„Schon wieder so ein Patient, der nie satt wird. Ich denke, auch in der Therapie wird er nicht satt werden können.“ Sätze wie diese fallen im therapeutischen Bereich immer wieder. Resigniert zieht der Therapeut sich zurück. Es ist, als hätte der Patient eine Sucht, die niemals zum Ende kommen kann. „Ist ja klar: Das Belohnungszentrum in seinem Hirn springt immer wieder an und führt zum Teufelskreis“, hören wir. Doch wollen wir uns mit solchen Bildern zufrieden geben?
Ein „Belohnungszentrum“ im Gehirn hat auch derjenige der satt werden kann. Dennoch gerät er nicht in unstillbare Gier nach mehr „Belohnung“.
Viel wichtiger ist es, den Menschen genau kennenzulernen. Dann wird man oft feststellen, dass es dem Betroffenen verwehrt war, das „Richtige“ zu bekommen. Seine Bezugspersonen lebten sozusagen an seinen Bedürfnissen vorbei. Und dann entsteht eine Art „Craving“, ein Verlangen nach immer mehr.

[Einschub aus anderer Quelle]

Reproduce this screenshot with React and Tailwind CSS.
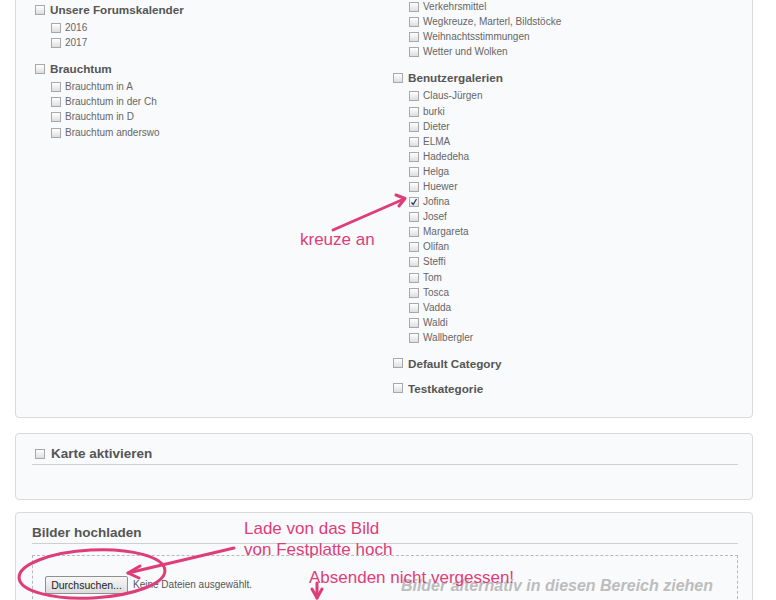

Gleichzeitig entsteht beim Betroffenen auch eine Angst davor, wirklich vom Richtigen „getroffen“ zu werden, das Richtige anzutreffen und „wirklich“ satt zu werden. Es ist ihm peinlich und er fühlt sich schuldig – manchmal sogar schon dann, wenn er nur liebevoll behandelt wird.
Sucht durch Mangel
Das „Craving“ kennen wir aus der Ernnährungsphysiologie und auch von uns selbst: Es gibt Zeiten, da brauchen wir unbedingt Süßes oder eiskalte Milch oder Cola. Doch das sind oft Zeiten, in denen wir viel Frust erleben, wenig Schlaf erhalten oder einen Mangel an bestimmten Nährstoffen haben. Wer beginnt, sich bewusst zu ernähren und abwechslungsreich, gut gewürzt, fettig, süß genug und regelmäßig zu essen, der wird mit der Zeit weniger „Cravings“ erleben.
Wenn ein kleines Kind Hunger hat und „richtige“ Nahrung braucht, dann nutzt es nichts, wenn wir fragen: „Willst Du Vanille-Eis? Oder Mango, oder Erdbeer, oder Blaubeer oder Mocca oder Nuss oder Tiramisu?“ Es wird immer weiter „heulen“ und nölen und wir sagen dann: „Es ist nie zufrieden.“ In Wirklichkeit will es aber gar kein Eis, weil es in dem Moment etwas ganz anderes braucht. Und wenn es das Richtige bekommt, wird es satt sein.
Und so ist es auch in Psychotherapien: Wenn Patienten das „Positive Denken“ üben sollen, aber noch nie einen Therapeuten hatten, der wirklich einmal ihr Leid aufnehmen konnte, dann werden sie „undankbar“ bleiben.
Am Wahren vorbei
„Sucht“ heißt sehr oft, dass der Mensch in seinem Eigentlichen nicht getroffen wurde. Dass es immer vorbei an seinen wirklichen Bedürfnissen ging, ja dass kaum jemand – und er selbst auch nicht – seine wirklichen Bedürfnisse kennt. Der, der keine Liebe erhält, will immer mehr Geld. Er wird gierig, aber nie satt vom Geld.
Sucht ist ein Zeichen dafür, dass etwas wortwörtlich „daneben-ging“ und dass keine beruhigende, zufriedenstellende Begegnung stattfand. Der Mangel an guten inneren und äußeren Objekten ist so groß, dass Frustrationen nicht ausgehalten werden können. Das „Suchtmittel“ – wie immer es aussehen mag – soll nur ein Loch stopfen, was es niemals kann. Daher hört die Sucht auf diese Weise auch niemals auf.
Sattwerden ist eine natürliche „Fähigkeit“, ähnlich wie „Ausscheidenmüssen“. Wenn das Sattwerden gestört ist, dann stimmt etwas nicht. Das ist jedoch meistens kein Grund zur Resignation, sondern eine Motivation, die Quelle zu finden, aus der die Sucht sprudelt.